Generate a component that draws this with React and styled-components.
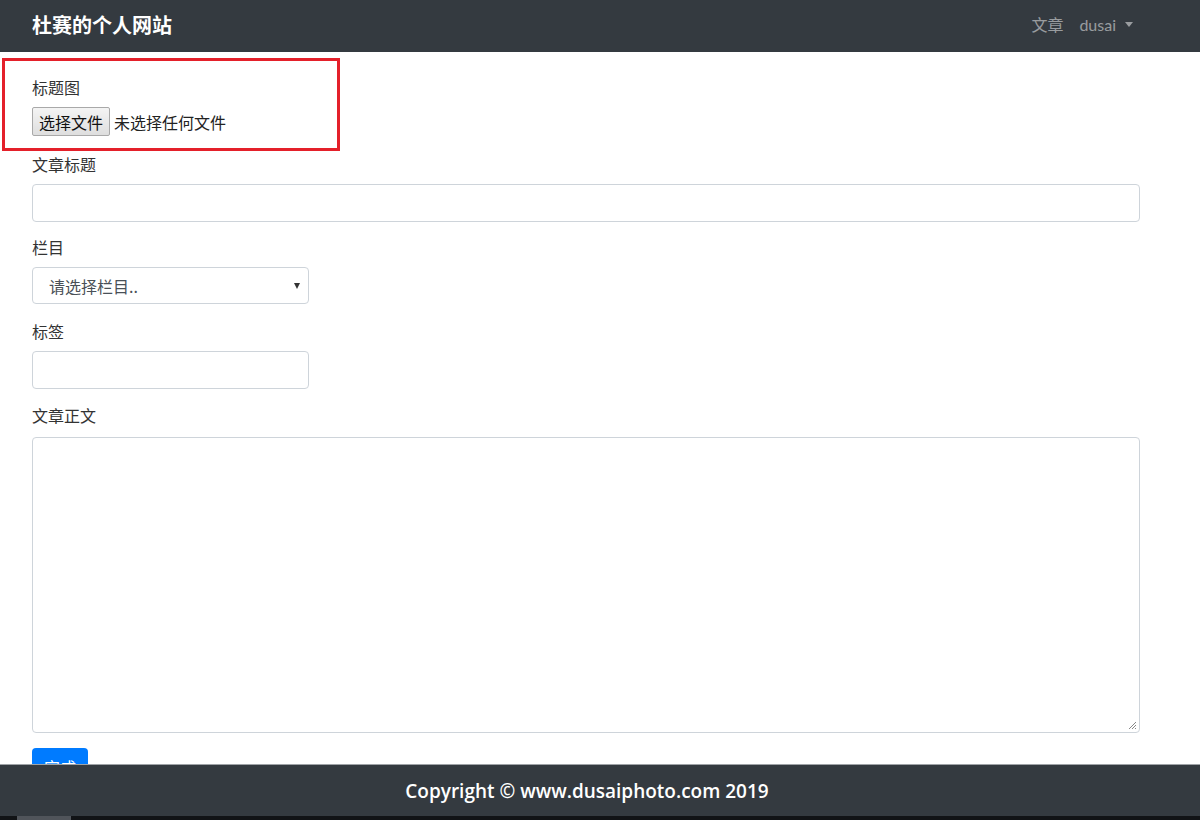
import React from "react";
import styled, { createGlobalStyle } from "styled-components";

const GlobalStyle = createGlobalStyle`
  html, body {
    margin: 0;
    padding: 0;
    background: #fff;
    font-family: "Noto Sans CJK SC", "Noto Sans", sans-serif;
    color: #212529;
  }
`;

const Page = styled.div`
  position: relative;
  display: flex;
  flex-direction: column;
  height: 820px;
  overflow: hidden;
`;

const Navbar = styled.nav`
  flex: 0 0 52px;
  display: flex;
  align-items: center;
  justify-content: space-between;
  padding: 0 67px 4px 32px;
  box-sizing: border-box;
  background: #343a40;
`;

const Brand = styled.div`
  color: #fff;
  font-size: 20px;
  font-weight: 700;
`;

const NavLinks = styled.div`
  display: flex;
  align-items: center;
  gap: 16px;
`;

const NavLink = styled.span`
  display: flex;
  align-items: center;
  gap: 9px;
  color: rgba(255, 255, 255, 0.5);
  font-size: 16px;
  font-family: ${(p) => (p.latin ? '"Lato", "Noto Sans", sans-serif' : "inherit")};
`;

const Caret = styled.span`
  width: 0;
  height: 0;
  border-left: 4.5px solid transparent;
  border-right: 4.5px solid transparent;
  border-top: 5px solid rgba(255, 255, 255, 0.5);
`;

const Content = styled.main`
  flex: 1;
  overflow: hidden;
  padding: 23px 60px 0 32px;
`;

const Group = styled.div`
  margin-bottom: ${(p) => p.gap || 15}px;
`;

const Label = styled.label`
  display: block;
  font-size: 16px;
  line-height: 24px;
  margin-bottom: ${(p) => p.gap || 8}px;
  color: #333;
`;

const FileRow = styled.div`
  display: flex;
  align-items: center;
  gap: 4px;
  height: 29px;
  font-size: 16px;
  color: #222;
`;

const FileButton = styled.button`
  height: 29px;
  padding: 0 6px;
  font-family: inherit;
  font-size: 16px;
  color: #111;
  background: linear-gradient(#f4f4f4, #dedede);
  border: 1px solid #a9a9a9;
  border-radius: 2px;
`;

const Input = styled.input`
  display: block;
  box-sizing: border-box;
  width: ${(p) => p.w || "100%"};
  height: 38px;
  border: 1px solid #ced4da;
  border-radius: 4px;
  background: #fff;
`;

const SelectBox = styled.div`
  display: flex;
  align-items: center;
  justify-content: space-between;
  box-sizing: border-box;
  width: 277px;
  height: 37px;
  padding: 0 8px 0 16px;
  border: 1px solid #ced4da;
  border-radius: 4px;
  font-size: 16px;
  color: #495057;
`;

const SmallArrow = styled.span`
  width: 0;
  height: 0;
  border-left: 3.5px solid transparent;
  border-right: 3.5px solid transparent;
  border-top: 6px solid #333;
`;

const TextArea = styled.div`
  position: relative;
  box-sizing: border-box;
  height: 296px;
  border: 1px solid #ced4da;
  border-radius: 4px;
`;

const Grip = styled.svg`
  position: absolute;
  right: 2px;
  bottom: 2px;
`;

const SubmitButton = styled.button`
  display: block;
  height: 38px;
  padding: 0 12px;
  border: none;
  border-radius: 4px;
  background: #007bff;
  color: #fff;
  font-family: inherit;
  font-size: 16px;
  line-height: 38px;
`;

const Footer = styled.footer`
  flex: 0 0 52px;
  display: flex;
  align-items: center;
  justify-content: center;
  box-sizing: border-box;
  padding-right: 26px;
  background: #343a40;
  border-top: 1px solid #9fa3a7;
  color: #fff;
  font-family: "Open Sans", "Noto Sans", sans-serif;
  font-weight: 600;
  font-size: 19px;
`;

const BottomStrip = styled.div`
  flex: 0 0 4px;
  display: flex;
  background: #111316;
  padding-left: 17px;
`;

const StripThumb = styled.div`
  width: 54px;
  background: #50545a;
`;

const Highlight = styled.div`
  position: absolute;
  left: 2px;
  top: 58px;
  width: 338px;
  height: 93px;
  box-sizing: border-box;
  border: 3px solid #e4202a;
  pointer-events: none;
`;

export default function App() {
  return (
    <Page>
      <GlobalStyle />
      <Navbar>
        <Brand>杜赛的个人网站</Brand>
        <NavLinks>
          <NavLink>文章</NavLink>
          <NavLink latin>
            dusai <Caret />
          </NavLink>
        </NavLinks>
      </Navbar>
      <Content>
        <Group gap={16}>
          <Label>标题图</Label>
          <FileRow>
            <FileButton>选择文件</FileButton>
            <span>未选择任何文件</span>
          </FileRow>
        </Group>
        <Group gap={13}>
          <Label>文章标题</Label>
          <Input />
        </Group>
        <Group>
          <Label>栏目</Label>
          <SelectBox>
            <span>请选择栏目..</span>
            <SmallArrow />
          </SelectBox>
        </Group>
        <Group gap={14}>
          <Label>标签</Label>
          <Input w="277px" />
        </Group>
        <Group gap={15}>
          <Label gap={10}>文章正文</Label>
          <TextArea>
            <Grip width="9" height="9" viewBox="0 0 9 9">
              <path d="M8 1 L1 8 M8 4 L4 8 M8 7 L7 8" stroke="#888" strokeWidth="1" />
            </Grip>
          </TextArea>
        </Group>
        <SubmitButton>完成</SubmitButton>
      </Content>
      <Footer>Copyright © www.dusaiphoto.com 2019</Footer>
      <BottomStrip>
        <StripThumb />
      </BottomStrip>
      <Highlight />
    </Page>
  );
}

□ □ □ □

Write the listing above out again exactly, dropping each image.

Generate a component that draws this with React and styled-components.
import React from "react";
import styled, { createGlobalStyle } from "styled-components";

const GlobalStyle = createGlobalStyle`
  html, body {
    margin: 0;
    padding: 0;
    background: #fff;
    font-family: "Noto Sans CJK SC", "Noto Sans", sans-serif;
    color: #212529;
  }
`;

const Page = styled.div`
  position: relative;
  display: flex;
  flex-direction: column;
  height: 820px;
  overflow: hidden;
`;

const Navbar = styled.nav`
  flex: 0 0 52px;
  display: flex;
  align-items: center;
  justify-content: space-between;
  padding: 0 67px 4px 32px;
  box-sizing: border-box;
  background: #343a40;
`;

const Brand = styled.div`
  color: #fff;
  font-size: 20px;
  font-weight: 700;
`;

const NavLinks = styled.div`
  display: flex;
  align-items: center;
  gap: 16px;
`;

const NavLink = styled.span`
  display: flex;
  align-items: center;
  gap: 9px;
  color: rgba(255, 255, 255, 0.5);
  font-size: 16px;
  font-family: ${(p) => (p.latin ? '"Lato", "Noto Sans", sans-serif' : "inherit")};
`;

const Caret = styled.span`
  width: 0;
  height: 0;
  border-left: 4.5px solid transparent;
  border-right: 4.5px solid transparent;
  border-top: 5px solid rgba(255, 255, 255, 0.5);
`;

const Content = styled.main`
  flex: 1;
  overflow: hidden;
  padding: 23px 60px 0 32px;
`;

const Group = styled.div`
  margin-bottom: ${(p) => p.gap || 15}px;
`;

const Label = styled.label`
  display: block;
  font-size: 16px;
  line-height: 24px;
  margin-bottom: ${(p) => p.gap || 8}px;
  color: #333;
`;

const FileRow = styled.div`
  display: flex;
  align-items: center;
  gap: 4px;
  height: 29px;
  font-size: 16px;
  color: #222;
`;

const FileButton = styled.button`
  height: 29px;
  padding: 0 6px;
  font-family: inherit;
  font-size: 16px;
  color: #111;
  background: linear-gradient(#f4f4f4, #dedede);
  border: 1px solid #a9a9a9;
  border-radius: 2px;
`;

const Input = styled.input`
  display: block;
  box-sizing: border-box;
  width: ${(p) => p.w || "100%"};
  height: 38px;
  border: 1px solid #ced4da;
  border-radius: 4px;
  background: #fff;
`;

const SelectBox = styled.div`
  display: flex;
  align-items: center;
  justify-content: space-between;
  box-sizing: border-box;
  width: 277px;
  height: 37px;
  padding: 0 8px 0 16px;
  border: 1px solid #ced4da;
  border-radius: 4px;
  font-size: 16px;
  color: #495057;
`;

const SmallArrow = styled.span`
  width: 0;
  height: 0;
  border-left: 3.5px solid transparent;
  border-right: 3.5px solid transparent;
  border-top: 6px solid #333;
`;

const TextArea = styled.div`
  position: relative;
  box-sizing: border-box;
  height: 296px;
  border: 1px solid #ced4da;
  border-radius: 4px;
`;

const Grip = styled.svg`
  position: absolute;
  right: 2px;
  bottom: 2px;
`;

const SubmitButton = styled.button`
  display: block;
  height: 38px;
  padding: 0 12px;
  border: none;
  border-radius: 4px;
  background: #007bff;
  color: #fff;
  font-family: inherit;
  font-size: 16px;
  line-height: 38px;
`;

const Footer = styled.footer`
  flex: 0 0 52px;
  display: flex;
  align-items: center;
  justify-content: center;
  box-sizing: border-box;
  padding-right: 26px;
  background: #343a40;
  border-top: 1px solid #9fa3a7;
  color: #fff;
  font-family: "Open Sans", "Noto Sans", sans-serif;
  font-weight: 600;
  font-size: 19px;
`;

const BottomStrip = styled.div`
  flex: 0 0 4px;
  display: flex;
  background: #111316;
  padding-left: 17px;
`;

const StripThumb = styled.div`
  width: 54px;
  background: #50545a;
`;

const Highlight = styled.div`
  position: absolute;
  left: 2px;
  top: 58px;
  width: 338px;
  height: 93px;
  box-sizing: border-box;
  border: 3px solid #e4202a;
  pointer-events: none;
`;

export default function App() {
  return (
    <Page>
      <GlobalStyle />
      <Navbar>
        <Brand>杜赛的个人网站</Brand>
        <NavLinks>
          <NavLink>文章</NavLink>
          <NavLink latin>
            dusai <Caret />
          </NavLink>
        </NavLinks>
      </Navbar>
      <Content>
        <Group gap={16}>
          <Label>标题图</Label>
          <FileRow>
            <FileButton>选择文件</FileButton>
            <span>未选择任何文件</span>
          </FileRow>
        </Group>
        <Group gap={13}>
          <Label>文章标题</Label>
          <Input />
        </Group>
        <Group>
          <Label>栏目</Label>
          <SelectBox>
            <span>请选择栏目..</span>
            <SmallArrow />
          </SelectBox>
        </Group>
        <Group gap={14}>
          <Label>标签</Label>
          <Input w="277px" />
        </Group>
        <Group gap={15}>
          <Label gap={10}>文章正文</Label>
          <TextArea>
            <Grip width="9" height="9" viewBox="0 0 9 9">
              <path d="M8 1 L1 8 M8 4 L4 8 M8 7 L7 8" stroke="#888" strokeWidth="1" />
            </Grip>
          </TextArea>
        </Group>
        <SubmitButton>完成</SubmitButton>
      </Content>
      <Footer>Copyright © www.dusaiphoto.com 2019</Footer>
      <BottomStrip>
        <StripThumb />
      </BottomStrip>
      <Highlight />
    </Page>
  );
}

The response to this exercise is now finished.